Both Allen sisters said they can’t speak to what it is like to play for their mother, but they did offer some insight as to what their dynamic is like.

“Obviously sisters, when they are sisters, we bicker back and forth a little bit,” Coach Allen said. “We can kind of get into arguments, whereas with mother-daughter, mom is right because she is mom. But I think once you get onto the court I don’t see why there would be any difference between the dynamic we have and the dynamic they have.”

The Kelloggs take that mother-daughter dynamic an extra step as friendly rivals. Coach Kellogg recalls that first high school match against each other and how she had to form a disconnect from thinking about Marianne as her daughter.

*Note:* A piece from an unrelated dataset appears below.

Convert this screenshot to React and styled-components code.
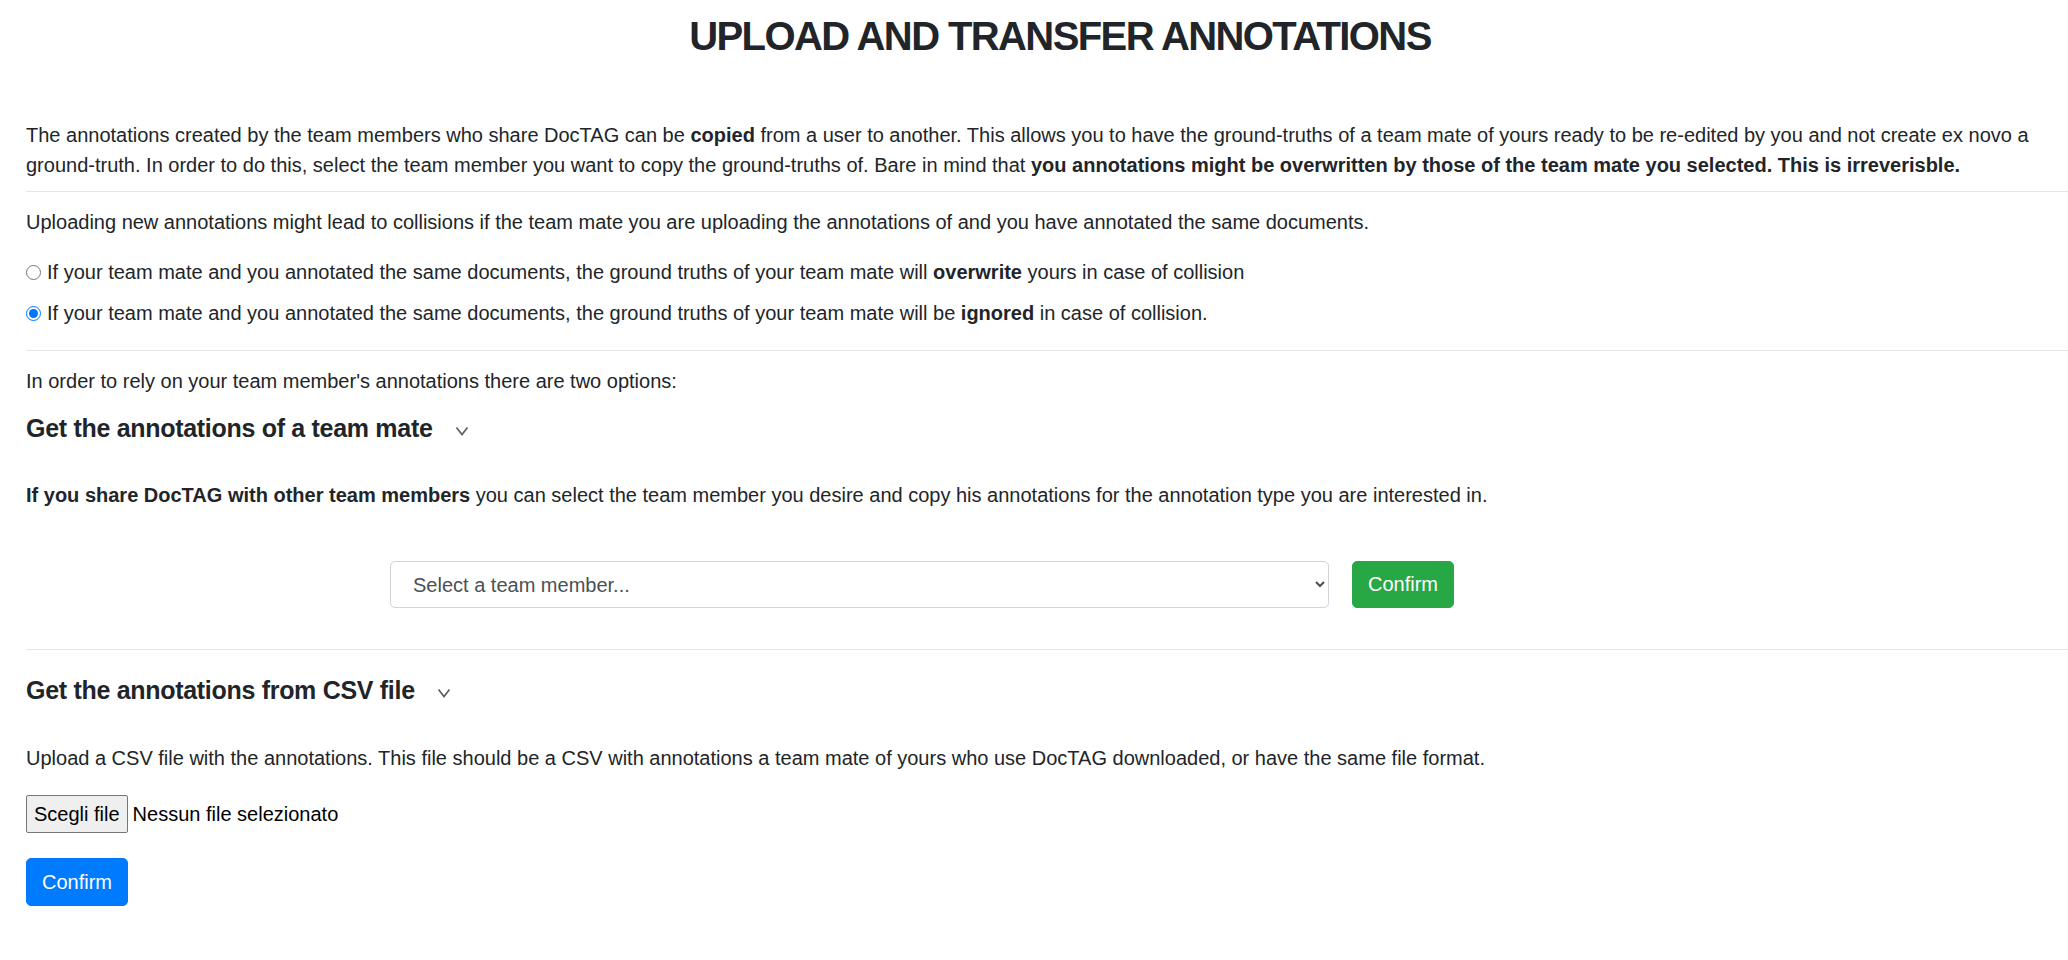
import React from 'react'
import styled, { createGlobalStyle } from 'styled-components'

const GlobalStyle = createGlobalStyle`
  html, body {
    margin: 0;
    padding: 0;
    background: #fff;
    overflow-x: hidden;
  }
  body {
    font-family: "Liberation Sans", Arial, sans-serif;
    font-size: 20px;
    line-height: 30px;
    color: #212529;
  }
  * {
    box-sizing: border-box;
  }
`

const Page = styled.div`
  padding-left: 26px;
  width: calc(100% + 26px);
`
const Title = styled.h2`
  margin: 12px 0 0;
  font-size: 40px;
  line-height: 48px;
  font-weight: 600;
  text-align: center;
  letter-spacing: -1.6px;
`
const Text = styled.p`
  margin: ${props => props.top || 0}px 0 0;
`
const Rule = styled.hr`
  margin: ${props => props.top || 0}px 0 0;
  border: 0;
  border-top: 1px solid rgba(0, 0, 0, 0.1);
`
const RadioRow = styled.label`
  display: flex;
  align-items: center;
  margin-top: ${props => props.top || 0}px;
  input {
    margin: 0 6px 0 0;
    width: 15px;
    height: 15px;
    accent-color: #0075ff;
  }
`
const SectionTitle = styled.h5`
  display: flex;
  align-items: center;
  margin: ${props => props.top || 0}px 0 0;
  font-size: 25px;
  line-height: 30px;
  font-weight: 600;
  letter-spacing: -0.3px;
  svg {
    margin-left: 22px;
    margin-top: 6px;
  }
`
const PickRow = styled.div`
  display: flex;
  align-items: center;
  gap: 23px;
  margin-top: 51px;
  padding-left: 364px;
`
const Select = styled.select`
  width: 939px;
  height: 47px;
  padding: 0 18px;
  font-family: inherit;
  font-size: 20px;
  color: #495057;
  background: #fff;
  border: 1px solid #ced4da;
  border-radius: 5px;
`
const Button = styled.button`
  height: ${props => props.h || 47}px;
  padding: 0 15px;
  font-family: inherit;
  font-size: 20px;
  color: #fff;
  background: ${props => props.color};
  border: 1px solid ${props => props.color};
  border-radius: 5px;
  margin-top: ${props => props.top || 0}px;
  cursor: pointer;
`
const FileRow = styled.label`
  display: flex;
  align-items: center;
  margin-top: 22px;
  input {
    display: none;
  }
`
const FileButton = styled.span`
  display: inline-flex;
  align-items: center;
  height: 38px;
  padding: 0 7px;
  background: #efefef;
  border: 1px solid #767676;
  border-radius: 2px;
  margin-right: 5px;
  color: #000;
`
const FileName = styled.span`
  color: #000;
`
const ButtonBlock = styled.div``

function Chevron() {
  return (
    <svg width="14" height="10" viewBox="0 0 14 10">
      <polyline points="1.5,1.5 7,8.5 12.5,1.5" fill="none" stroke="#5a6268" strokeWidth="1.7" />
    </svg>
  )
}

export default function App() {
  return (
    <Page>
      <GlobalStyle />
      <Title>UPLOAD AND TRANSFER ANNOTATIONS</Title>
      <Text top={60}>
        The annotations created by the team members who share DocTAG can be <b>copied</b> from a user to another. This allows you to have the ground-truths of a team mate of yours ready to be re-edited by you and not create ex novo a ground-truth. In order to do this, select the team member you want to copy the ground-truths of. Bare in mind that <b>you annotations might be overwritten by those of the team mate you selected. This is irreverisble.</b>
      </Text>
      <Rule top={11} />
      <Text top={15}>
        Uploading new annotations might lead to collisions if the team mate you are uploading the annotations of and you have annotated the same documents.
      </Text>
      <RadioRow top={20}>
        <input type="radio" name="collision" />
        <span>If your team mate and you annotated the same documents, the ground truths of your team mate will <b>overwrite</b> yours in case of collision</span>
      </RadioRow>
      <RadioRow top={11}>
        <input type="radio" name="collision" defaultChecked />
        <span>If your team mate and you annotated the same documents, the ground truths of your team mate will be <b>ignored</b> in case of collision.</span>
      </RadioRow>
      <Rule top={22} />
      <Text top={15}>In order to rely on your team member's annotations there are two options:</Text>
      <SectionTitle top={17}>Get the annotations of a team mate <Chevron /></SectionTitle>
      <Text top={37}>
        <b>If you share DocTAG with other team members</b> you can select the team member you desire and copy his annotations for the annotation type you are interested in.
      </Text>
      <PickRow>
        <Select defaultValue="">
          <option value="" disabled>Select a team member...</option>
        </Select>
        <Button color="#28a745">Confirm</Button>
      </PickRow>
      <Rule top={41} />
      <SectionTitle top={25}>Get the annotations from CSV file <Chevron /></SectionTitle>
      <Text top={38}>
        Upload a CSV file with the annotations. This file should be a CSV with annotations a team mate of yours who use DocTAG downloaded, or have the same file format.
      </Text>
      <FileRow>
        <input type="file" />
        <FileButton>Scegli file</FileButton>
        <FileName>Nessun file selezionato</FileName>
      </FileRow>
      <ButtonBlock>
        <Button color="#007bff" h={48} top={25}>Confirm</Button>
      </ButtonBlock>
    </Page>
  )
}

“I found myself, when we compete, really not thinking about her as my daughter,” Jean said. “I told her once, ‘I have been a coach 23 years now.’ So I have been a coach longer than she has been my daughter.”

For both Marianne and Jean, sometimes it takes a while after the match to get out of the competitive mode.

“After she beat me, I had to drive around going to a friend’s house,” Jean said.

“The same with me,” Marianne added. “I was like, ‘Guys I’m not going home, trust me, I’m not going home.’”

But by the time the competitiveness has worn off, the two are the loving mother-daughter combination that they always appear to be off the floor.

“I took an hour to get home and of course when I get home she’s all smiles,” Jean said. “She meets me at the door, ‘Hi!’ But I knew I had to come out of my competitive mode before I got home so I could be a mom.”

And for Kellogg, the competition between the two isn’t always black and white. Her motherly instincts show through the competitiveness on the outside.

“I think the hard part is when, you play against each other, and when I beat her, the hard part was coming home and being the mom,” Kellogg said. “Knowing that her pain and her loss and frustration … it does impact you, because it’s hard to feel responsible for those feelings, to know that you are a part of the team that did that.”